Is Lincoln’s the Next Statue to Go?

Historians/History
tags: memorials, Confederate Memorials



Daniel W. Crofts is the author of Lincoln and the Politics of Slavery: The Other Thirteenth Amendment and the Struggle to Save the Union, which will be published by the University of North Carolina Press in April.


It’s open season on American icons—Thomas Jefferson, Andrew Jackson, Woodrow Wilson. Who’s next? Abraham Lincoln?

Impossible, you may say. Surely the “Great Emancipator” can fend off any complaint that he supported slavery or rejected equal rights for black Americans.

But there’s a hitch. Lincoln was a man of his time. Without doubt, he abhorred slavery and looked forward to its “ultimate extinction.” Yet like most other whites who shared his outlook, he hardly expected anything to happen soon. He hoped white Southerners would voluntarily rid themselves of slavery, but he knew how tenaciously they clung to their “peculiar institution.” Emancipation, he once candidly admitted, might require a century.

Lincoln repeatedly vowed that he would never interfere with slavery in the states where it already existed. During his first inaugural address, delivered on March 4, 1861, he even agreed that specific language to this effect could be made part of the Constitution.

Both houses of Congress had just approved a constitutional amendment along these lines. Behind the scenes Lincoln encouraged wavering Republicans to vote for it. Had it been ratified by the states, the other thirteenth amendment would have been the polar opposite to the real Thirteenth Amendment—enacted four years and one war later.

When Lincoln took office, seven states in the Deep South had seceded from the Union and started to organize a separate nation, the Confederate States of America. But the eight slave states in the Upper South, which had twice as many white residents as the Deep South, rejected secession. He hoped white Southerners would have sober second thoughts. He warned that he could not accept disunion. But he was eager to preserve the peace, and he made it clear that he was no abolitionist.

A century and a half later, Lincoln’s reassurances sound a strange note. We have often been told that his victory in the presidential election of 1860 created a showdown between freedom and slavery—that he planned all along to revolutionize Southern society and destroy slavery. A showdown certainly did occur. But the showdown did not come at his initiative. Six weeks after his inauguration, Southern secessionists started the war.

Until that fateful moment, Lincoln and almost all other leaders of the political antislavery movement acknowledged that the federal government could not touch slavery in the states that wished to have it. In his view too, slave owners had the right to recapture fugitives. He hated to see “the poor creatures hunted down, and caught.” Yet he would “bite my lip and keep quiet.” Out of “loyalty to the constitution and the Union,” he set aside his private feelings.
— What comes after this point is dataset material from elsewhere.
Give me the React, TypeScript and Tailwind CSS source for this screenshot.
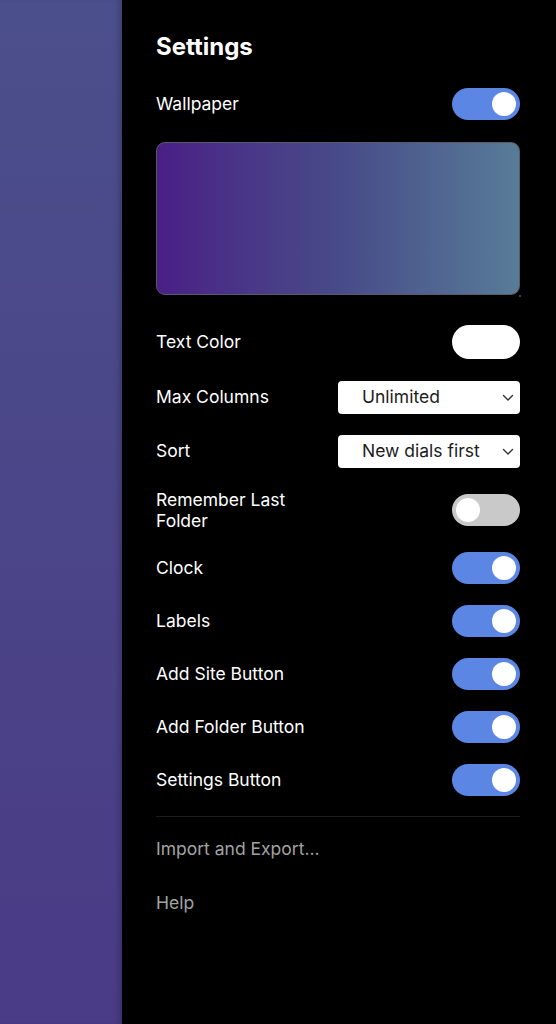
import { useState } from "react";

type ToggleProps = { on: boolean; onChange: () => void };

function Toggle({ on, onChange }: ToggleProps) {
  return (
    <button
      onClick={onChange}
      className={`flex h-[32px] w-[68px] shrink-0 items-center rounded-full px-[4px] ${
        on ? "justify-end bg-[#5b86e4]" : "justify-start bg-[#c9c9c9]"
      }`}
    >
      <span className="block h-[24px] w-[24px] rounded-full bg-white" />
    </button>
  );
}

function Select({ value }: { value: string }) {
  return (
    <div className="flex h-[33px] w-[182px] items-center justify-between rounded-[4px] bg-white pl-[24px] pr-[6px] text-[17.5px] text-[#1c1c1c]">
      <span>{value}</span>
      <svg width="12" height="8" viewBox="0 0 12 8" fill="none">
        <path d="M1.5 1.5 6 6l4.5-4.5" stroke="#333" strokeWidth="1.4" strokeLinecap="round" strokeLinejoin="round" />
      </svg>
    </div>
  );
}

export default function App() {
  const [toggles, setToggles] = useState({
    wallpaper: true,
    remember: false,
    clock: true,
    labels: true,
    addSite: true,
    addFolder: true,
    settingsBtn: true,
  });

  const flip = (k: keyof typeof toggles) =>
    setToggles((t) => ({ ...t, [k]: !t[k] }));

  const lower: { key: keyof typeof toggles; label: string }[] = [
    { key: "clock", label: "Clock" },
    { key: "labels", label: "Labels" },
    { key: "addSite", label: "Add Site Button" },
    { key: "addFolder", label: "Add Folder Button" },
    { key: "settingsBtn", label: "Settings Button" },
  ];

  return (
    <div
      className="flex h-[1024px] w-[556px] overflow-hidden"
      style={{ fontFamily: "Inter, 'Liberation Sans', sans-serif" }}
    >
      {/* wallpaper behind the panel */}
      <div className="h-full w-[122px] shrink-0 bg-gradient-to-b from-[#4b4f8b] to-[#4a3b86] shadow-[inset_-6px_0_6px_-4px_rgba(0,0,0,0.25)]" />

      {/* settings panel */}
      <div className="flex h-full flex-1 flex-col bg-black pl-[34px] pr-[36px] pt-[32px] text-[17.5px] text-white">
        <h1 className="text-[24px] font-bold leading-[30px]">Settings</h1>

        <div className="mt-[26px] flex h-[32px] items-center justify-between">
          <span>Wallpaper</span>
          <Toggle on={toggles.wallpaper} onChange={() => flip("wallpaper")} />
        </div>

        <div className="relative mt-[22px]">
          <div className="h-[153px] w-full rounded-[9px] border border-[#5a5a6a] bg-gradient-to-r from-[#4a1e86] via-[#474a88] to-[#587c98]" />
          <span className="absolute -bottom-[2px] -right-[1px] h-[2px] w-[2px] rounded-full bg-[#555]" />
        </div>

        <div className="mt-[30px] flex h-[34px] items-center justify-between">
          <span>Text Color</span>
          <div className="h-[34px] w-[68px] rounded-full bg-white" />
        </div>

        <div className="mt-[22px] flex h-[33px] items-center justify-between">
          <span>Max Columns</span>
          <Select value="Unlimited" />
        </div>

        <div className="mt-[21px] flex h-[33px] items-center justify-between">
          <span>Sort</span>
          <Select value="New dials first" />
        </div>

        <div className="mt-[21px] flex h-[42px] items-center justify-between">
          <span className="w-[150px] leading-[21px]">Remember Last Folder</span>
          <Toggle on={toggles.remember} onChange={() => flip("remember")} />
        </div>

        <div className="mt-[21px] flex flex-col gap-[21px]">
          {lower.map((row) => (
            <div key={row.key} className="flex h-[32px] items-center justify-between">
              <span>{row.label}</span>
              <Toggle on={toggles[row.key]} onChange={() => flip(row.key)} />
            </div>
          ))}
        </div>

        <div className="mt-[20px] h-px bg-[#1c1c1c]" />

        <div className="mt-[20px] leading-[24px] text-[#a3a3a3]">Import and Export...</div>
        <div className="mt-[30px] leading-[24px] text-[#a3a3a3]">Help</div>
      </div>
    </div>
  );
}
The great convulsion of civil war brought emancipation far sooner than anyone could have predicted. So Lincoln did indeed become the “Great Emancipator.” But in early 1861, he did his utmost to forestall the violent conflict that opened the door to emancipation.
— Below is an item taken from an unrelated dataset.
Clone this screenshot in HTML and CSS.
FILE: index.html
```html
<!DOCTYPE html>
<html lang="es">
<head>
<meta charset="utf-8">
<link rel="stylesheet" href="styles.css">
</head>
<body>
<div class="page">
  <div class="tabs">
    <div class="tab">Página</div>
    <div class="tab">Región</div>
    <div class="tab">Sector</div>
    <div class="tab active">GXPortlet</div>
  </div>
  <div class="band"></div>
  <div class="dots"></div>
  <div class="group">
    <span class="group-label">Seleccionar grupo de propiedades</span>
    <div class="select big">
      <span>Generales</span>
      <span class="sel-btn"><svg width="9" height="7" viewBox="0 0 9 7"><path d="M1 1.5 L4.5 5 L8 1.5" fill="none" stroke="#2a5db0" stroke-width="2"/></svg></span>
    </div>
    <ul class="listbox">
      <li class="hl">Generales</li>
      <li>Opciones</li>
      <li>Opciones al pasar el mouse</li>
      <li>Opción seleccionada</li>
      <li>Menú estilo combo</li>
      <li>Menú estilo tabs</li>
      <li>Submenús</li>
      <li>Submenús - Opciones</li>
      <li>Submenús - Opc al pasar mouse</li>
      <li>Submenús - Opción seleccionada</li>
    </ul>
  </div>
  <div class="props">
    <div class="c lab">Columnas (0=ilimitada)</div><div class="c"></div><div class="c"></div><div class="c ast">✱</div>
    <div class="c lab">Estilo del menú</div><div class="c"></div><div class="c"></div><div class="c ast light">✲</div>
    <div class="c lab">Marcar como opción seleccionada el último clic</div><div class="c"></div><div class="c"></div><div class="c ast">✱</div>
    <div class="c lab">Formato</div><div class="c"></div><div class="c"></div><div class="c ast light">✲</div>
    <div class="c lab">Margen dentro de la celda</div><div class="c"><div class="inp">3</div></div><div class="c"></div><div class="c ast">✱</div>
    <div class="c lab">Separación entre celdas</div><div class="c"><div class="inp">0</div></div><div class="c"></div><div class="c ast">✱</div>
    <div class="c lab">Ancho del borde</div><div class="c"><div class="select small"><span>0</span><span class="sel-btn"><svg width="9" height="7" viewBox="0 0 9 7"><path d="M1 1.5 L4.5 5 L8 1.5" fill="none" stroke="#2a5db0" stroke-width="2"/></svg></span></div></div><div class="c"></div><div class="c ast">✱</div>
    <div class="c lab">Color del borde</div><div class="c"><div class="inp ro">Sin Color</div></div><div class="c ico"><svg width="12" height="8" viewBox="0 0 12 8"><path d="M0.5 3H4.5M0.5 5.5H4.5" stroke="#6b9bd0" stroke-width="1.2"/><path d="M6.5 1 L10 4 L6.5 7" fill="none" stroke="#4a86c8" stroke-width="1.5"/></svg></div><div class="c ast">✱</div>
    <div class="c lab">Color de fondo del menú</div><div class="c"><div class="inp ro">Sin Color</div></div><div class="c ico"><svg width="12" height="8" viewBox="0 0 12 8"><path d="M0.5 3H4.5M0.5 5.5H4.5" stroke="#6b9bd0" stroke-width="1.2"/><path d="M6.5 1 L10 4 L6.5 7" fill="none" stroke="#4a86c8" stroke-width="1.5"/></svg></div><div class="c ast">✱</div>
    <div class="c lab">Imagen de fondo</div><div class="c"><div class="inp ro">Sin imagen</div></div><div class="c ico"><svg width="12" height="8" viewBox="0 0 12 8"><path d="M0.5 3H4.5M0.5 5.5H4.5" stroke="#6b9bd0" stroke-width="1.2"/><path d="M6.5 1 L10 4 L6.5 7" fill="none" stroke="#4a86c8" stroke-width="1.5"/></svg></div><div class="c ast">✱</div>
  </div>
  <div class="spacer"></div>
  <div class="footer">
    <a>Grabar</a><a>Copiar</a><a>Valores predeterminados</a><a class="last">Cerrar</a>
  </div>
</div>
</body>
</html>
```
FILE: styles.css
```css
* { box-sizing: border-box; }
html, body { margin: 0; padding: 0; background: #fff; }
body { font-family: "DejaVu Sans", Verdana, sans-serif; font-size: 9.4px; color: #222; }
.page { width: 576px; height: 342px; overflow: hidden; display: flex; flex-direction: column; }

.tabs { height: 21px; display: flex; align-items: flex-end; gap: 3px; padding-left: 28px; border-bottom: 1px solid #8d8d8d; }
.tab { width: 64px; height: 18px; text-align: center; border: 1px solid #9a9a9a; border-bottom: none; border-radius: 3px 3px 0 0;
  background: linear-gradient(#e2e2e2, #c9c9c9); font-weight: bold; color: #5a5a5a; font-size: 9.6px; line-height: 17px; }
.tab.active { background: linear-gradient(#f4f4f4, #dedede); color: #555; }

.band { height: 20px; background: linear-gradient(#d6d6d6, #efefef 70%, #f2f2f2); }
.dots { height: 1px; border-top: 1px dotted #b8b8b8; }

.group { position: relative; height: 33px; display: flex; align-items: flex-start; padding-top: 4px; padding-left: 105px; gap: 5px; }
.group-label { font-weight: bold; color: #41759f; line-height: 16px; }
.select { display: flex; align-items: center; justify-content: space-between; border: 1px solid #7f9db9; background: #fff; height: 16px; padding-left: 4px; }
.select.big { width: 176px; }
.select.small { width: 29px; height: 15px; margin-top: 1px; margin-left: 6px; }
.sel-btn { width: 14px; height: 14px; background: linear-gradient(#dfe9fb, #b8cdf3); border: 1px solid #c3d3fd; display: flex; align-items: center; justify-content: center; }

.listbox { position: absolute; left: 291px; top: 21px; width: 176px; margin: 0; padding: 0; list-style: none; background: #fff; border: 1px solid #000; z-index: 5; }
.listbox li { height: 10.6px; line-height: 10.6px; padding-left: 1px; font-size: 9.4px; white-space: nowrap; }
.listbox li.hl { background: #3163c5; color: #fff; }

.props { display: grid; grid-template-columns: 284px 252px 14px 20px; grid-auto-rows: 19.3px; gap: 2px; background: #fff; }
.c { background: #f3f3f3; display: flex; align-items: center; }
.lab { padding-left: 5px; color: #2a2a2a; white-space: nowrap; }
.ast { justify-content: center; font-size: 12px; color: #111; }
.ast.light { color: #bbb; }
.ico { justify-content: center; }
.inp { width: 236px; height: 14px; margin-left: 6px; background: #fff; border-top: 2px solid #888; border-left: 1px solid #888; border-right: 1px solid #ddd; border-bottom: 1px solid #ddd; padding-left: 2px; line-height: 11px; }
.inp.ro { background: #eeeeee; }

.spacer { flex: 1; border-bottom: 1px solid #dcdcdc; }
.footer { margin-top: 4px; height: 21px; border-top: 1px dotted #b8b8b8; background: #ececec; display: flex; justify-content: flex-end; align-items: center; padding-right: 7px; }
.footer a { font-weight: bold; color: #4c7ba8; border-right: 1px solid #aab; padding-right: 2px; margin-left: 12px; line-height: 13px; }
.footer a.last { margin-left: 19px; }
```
So Lincoln does not measure up to the modern standard. He knew that slavery was wrong, but he kept insisting that he couldn’t do anything about it. And he tried to prevent the war that made it possible to do something about it.

Does this mean that the sixteenth president must be included on the growing list of national embarrassments? Has the time come to rename the Lincoln Memorial, cart away its massive seated statue, and find someone else to depict on the penny and the five-dollar bill? Should Lincoln be removed from college and university curricula because he might make some students feel “unsafe”?

Far better would be an honest assessment of America’s bittersweet history. Before the Civil War, the slave system was deeply rooted, it was protected by the Constitution, and it spread rapidly. When Lincoln spoke so memorably at Gettysburg about “a nation conceived in liberty, and dedicated to the proposition that all men are created equal,” he was looking more toward a hoped-for future rather than accurately describing the American past.

Lincoln should remind us that moral complexity lies at the heart of the American experience. His career highlights the tensions between conscience and law, the potentially explosive consequences of asserting equal rights, and the paradox of using armed force to secure just outcomes.

Lincoln’s great accomplishment—emancipation—failed to uproot racial inequalities, the perverted stepchild of slavery. But one individual should not have to shoulder the blame for such a durable national shortcoming.